Directive
Drop every picture, then transcribe the remaining data exactly.
>> Begin
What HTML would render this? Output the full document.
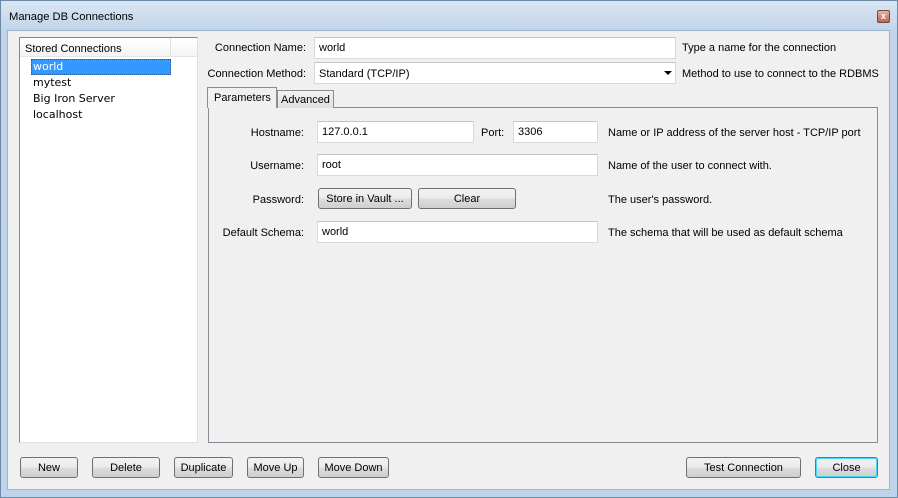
<!DOCTYPE html>
<html><head><style>
*{box-sizing:border-box;margin:0;padding:0}
body{width:898px;height:498px;overflow:hidden;font-family:"Liberation Sans","DejaVu Sans",sans-serif;font-size:11px;color:#000;background:#c3d6ea}
.win{position:absolute;left:0;top:0;width:898px;height:498px;border:1px solid #6c8aa8;background:linear-gradient(#dae6f3,#c1d4e8 30px,#c0d4e9)}
.title{position:absolute;left:8px;top:10px;font-size:11.2px;color:#000}
.xbtn{position:absolute;left:876px;top:9px;width:13px;height:13px;border:1px solid #6d4a44;background:linear-gradient(#e8b4a8,#c0604c);border-radius:2px;font-size:9px;line-height:10px;text-align:center;color:#fff;font-weight:bold}
.client{position:absolute;left:7px;top:30px;width:883px;height:460px;background:#f0f0f0;border:1px solid #9db3cb}
.a{position:absolute;white-space:nowrap}
.lbl{position:absolute;text-align:right;white-space:nowrap}
.inp{position:absolute;background:#fff;border:1px solid #d9d9d9;border-top-color:#c4c4c4;padding:4px 0 0 4px;height:22px}
.btn{position:absolute;height:21px;border:1px solid #707070;border-radius:3px;background:linear-gradient(#f2f2f2 0%,#ebebeb 50%,#dddddd 51%,#cfcfcf 100%);text-align:center;line-height:21px}
.help{position:absolute;white-space:nowrap}
.mono{font-family:'DejaVu Sans',sans-serif;font-size:11px}
</style></head><body>
<div class="win">
<div class="title">Manage DB Connections</div>
<div class="xbtn">x</div>
</div>
<div class="client"></div>

<div class="a" style="left:19px;top:37px;width:179px;height:406px;background:#fff;border:1px solid #828790;border-right-color:#e0e0e0;border-bottom-color:#e0e0e0"></div>
<div class="a" style="left:20px;top:38px;width:177px;height:19px;background:linear-gradient(#fff,#f4f4f4);border-bottom:1px solid #e5e5e5"></div>
<div class="a" style="left:170px;top:38px;width:1px;height:19px;background:#e0e0e0"></div>
<div class="a" style="left:25px;top:43px">Stored Connections</div>
<div class="a" style="left:31px;top:59px;width:140px;height:16px;background:#3399ff;border:1px dotted #1a5a9a"></div>
<div class="a mono" style="left:33px;top:60px;color:#fff">world</div>
<div class="a mono" style="left:33px;top:76px">mytest</div>
<div class="a mono" style="left:33px;top:92px">Big Iron Server</div>
<div class="a mono" style="left:33px;top:108px">localhost</div>

<div class="lbl" style="right:592px;top:42px">Connection Name:</div>
<div class="inp" style="left:314px;top:37px;width:362px">world</div>
<div class="help" style="left:682px;top:42px">Type a name for the connection</div>
<div class="lbl" style="right:592px;top:68px">Connection Method:</div>
<div class="inp" style="left:314px;top:62px;width:362px;padding-top:5px">Standard (TCP/IP)</div>
<div class="a" style="left:664px;top:71px;width:0;height:0;border-left:4px solid transparent;border-right:4px solid transparent;border-top:4px solid #000"></div>
<div class="help" style="left:682px;top:68px">Method to use to connect to the RDBMS</div>

<div class="a" style="left:208px;top:107px;width:670px;height:336px;border:1px solid #898c95;background:#f0f0f0"></div>
<div class="a" style="left:277px;top:90px;width:57px;height:18px;border:1px solid #898c95;border-bottom:none;background:linear-gradient(#f2f2f2,#e0e0e0)"></div>
<div class="a" style="left:281px;top:94px">Advanced</div>
<div class="a" style="left:207px;top:87px;width:70px;height:21px;border:1px solid #898c95;border-bottom:none;background:#f0f0f0"></div>
<div class="a" style="left:214px;top:92px">Parameters</div>

<div class="lbl" style="right:594px;top:127px">Hostname:</div>
<div class="inp" style="left:317px;top:121px;width:157px">127.0.0.1</div>
<div class="a" style="left:481px;top:127px">Port:</div>
<div class="inp" style="left:513px;top:121px;width:85px">3306</div>
<div class="help" style="left:608px;top:127px">Name or IP address of the server host - TCP/IP port</div>

<div class="lbl" style="right:594px;top:160px">Username:</div>
<div class="inp" style="left:317px;top:154px;width:281px">root</div>
<div class="help" style="left:608px;top:160px">Name of the user to connect with.</div>

<div class="lbl" style="right:594px;top:194px">Password:</div>
<div class="btn" style="left:318px;top:188px;width:94px">Store in Vault ...</div>
<div class="btn" style="left:418px;top:188px;width:98px">Clear</div>
<div class="help" style="left:608px;top:194px">The user's password.</div>

<div class="lbl" style="right:594px;top:227px">Default Schema:</div>
<div class="inp" style="left:317px;top:221px;width:281px">world</div>
<div class="help" style="left:608px;top:227px">The schema that will be used as default schema</div>

<div class="btn" style="left:20px;top:457px;width:58px">New</div>
<div class="btn" style="left:92px;top:457px;width:68px">Delete</div>
<div class="btn" style="left:174px;top:457px;width:59px">Duplicate</div>
<div class="btn" style="left:247px;top:457px;width:57px">Move Up</div>
<div class="btn" style="left:318px;top:457px;width:71px">Move Down</div>
<div class="btn" style="left:686px;top:457px;width:115px">Test Connection</div>
<div class="btn" style="left:815px;top:457px;width:63px;border-color:#3c7fb1;box-shadow:inset 0 0 0 1px #48d8fb">Close</div>
</body></html>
>> End
Written answer
What HTML would render this? Output the full document.
<!DOCTYPE html>
<html><head><style>
*{box-sizing:border-box;margin:0;padding:0}
body{width:898px;height:498px;overflow:hidden;font-family:"Liberation Sans","DejaVu Sans",sans-serif;font-size:11px;color:#000;background:#c3d6ea}
.win{position:absolute;left:0;top:0;width:898px;height:498px;border:1px solid #6c8aa8;background:linear-gradient(#dae6f3,#c1d4e8 30px,#c0d4e9)}
.title{position:absolute;left:8px;top:10px;font-size:11.2px;color:#000}
.xbtn{position:absolute;left:876px;top:9px;width:13px;height:13px;border:1px solid #6d4a44;background:linear-gradient(#e8b4a8,#c0604c);border-radius:2px;font-size:9px;line-height:10px;text-align:center;color:#fff;font-weight:bold}
.client{position:absolute;left:7px;top:30px;width:883px;height:460px;background:#f0f0f0;border:1px solid #9db3cb}
.a{position:absolute;white-space:nowrap}
.lbl{position:absolute;text-align:right;white-space:nowrap}
.inp{position:absolute;background:#fff;border:1px solid #d9d9d9;border-top-color:#c4c4c4;padding:4px 0 0 4px;height:22px}
.btn{position:absolute;height:21px;border:1px solid #707070;border-radius:3px;background:linear-gradient(#f2f2f2 0%,#ebebeb 50%,#dddddd 51%,#cfcfcf 100%);text-align:center;line-height:21px}
.help{position:absolute;white-space:nowrap}
.mono{font-family:'DejaVu Sans',sans-serif;font-size:11px}
</style></head><body>
<div class="win">
<div class="title">Manage DB Connections</div>
<div class="xbtn">x</div>
</div>
<div class="client"></div>

<div class="a" style="left:19px;top:37px;width:179px;height:406px;background:#fff;border:1px solid #828790;border-right-color:#e0e0e0;border-bottom-color:#e0e0e0"></div>
<div class="a" style="left:20px;top:38px;width:177px;height:19px;background:linear-gradient(#fff,#f4f4f4);border-bottom:1px solid #e5e5e5"></div>
<div class="a" style="left:170px;top:38px;width:1px;height:19px;background:#e0e0e0"></div>
<div class="a" style="left:25px;top:43px">Stored Connections</div>
<div class="a" style="left:31px;top:59px;width:140px;height:16px;background:#3399ff;border:1px dotted #1a5a9a"></div>
<div class="a mono" style="left:33px;top:60px;color:#fff">world</div>
<div class="a mono" style="left:33px;top:76px">mytest</div>
<div class="a mono" style="left:33px;top:92px">Big Iron Server</div>
<div class="a mono" style="left:33px;top:108px">localhost</div>

<div class="lbl" style="right:592px;top:42px">Connection Name:</div>
<div class="inp" style="left:314px;top:37px;width:362px">world</div>
<div class="help" style="left:682px;top:42px">Type a name for the connection</div>
<div class="lbl" style="right:592px;top:68px">Connection Method:</div>
<div class="inp" style="left:314px;top:62px;width:362px;padding-top:5px">Standard (TCP/IP)</div>
<div class="a" style="left:664px;top:71px;width:0;height:0;border-left:4px solid transparent;border-right:4px solid transparent;border-top:4px solid #000"></div>
<div class="help" style="left:682px;top:68px">Method to use to connect to the RDBMS</div>

<div class="a" style="left:208px;top:107px;width:670px;height:336px;border:1px solid #898c95;background:#f0f0f0"></div>
<div class="a" style="left:277px;top:90px;width:57px;height:18px;border:1px solid #898c95;border-bottom:none;background:linear-gradient(#f2f2f2,#e0e0e0)"></div>
<div class="a" style="left:281px;top:94px">Advanced</div>
<div class="a" style="left:207px;top:87px;width:70px;height:21px;border:1px solid #898c95;border-bottom:none;background:#f0f0f0"></div>
<div class="a" style="left:214px;top:92px">Parameters</div>

<div class="lbl" style="right:594px;top:127px">Hostname:</div>
<div class="inp" style="left:317px;top:121px;width:157px">127.0.0.1</div>
<div class="a" style="left:481px;top:127px">Port:</div>
<div class="inp" style="left:513px;top:121px;width:85px">3306</div>
<div class="help" style="left:608px;top:127px">Name or IP address of the server host - TCP/IP port</div>

<div class="lbl" style="right:594px;top:160px">Username:</div>
<div class="inp" style="left:317px;top:154px;width:281px">root</div>
<div class="help" style="left:608px;top:160px">Name of the user to connect with.</div>

<div class="lbl" style="right:594px;top:194px">Password:</div>
<div class="btn" style="left:318px;top:188px;width:94px">Store in Vault ...</div>
<div class="btn" style="left:418px;top:188px;width:98px">Clear</div>
<div class="help" style="left:608px;top:194px">The user's password.</div>

<div class="lbl" style="right:594px;top:227px">Default Schema:</div>
<div class="inp" style="left:317px;top:221px;width:281px">world</div>
<div class="help" style="left:608px;top:227px">The schema that will be used as default schema</div>

<div class="btn" style="left:20px;top:457px;width:58px">New</div>
<div class="btn" style="left:92px;top:457px;width:68px">Delete</div>
<div class="btn" style="left:174px;top:457px;width:59px">Duplicate</div>
<div class="btn" style="left:247px;top:457px;width:57px">Move Up</div>
<div class="btn" style="left:318px;top:457px;width:71px">Move Down</div>
<div class="btn" style="left:686px;top:457px;width:115px">Test Connection</div>
<div class="btn" style="left:815px;top:457px;width:63px;border-color:#3c7fb1;box-shadow:inset 0 0 0 1px #48d8fb">Close</div>
</body></html>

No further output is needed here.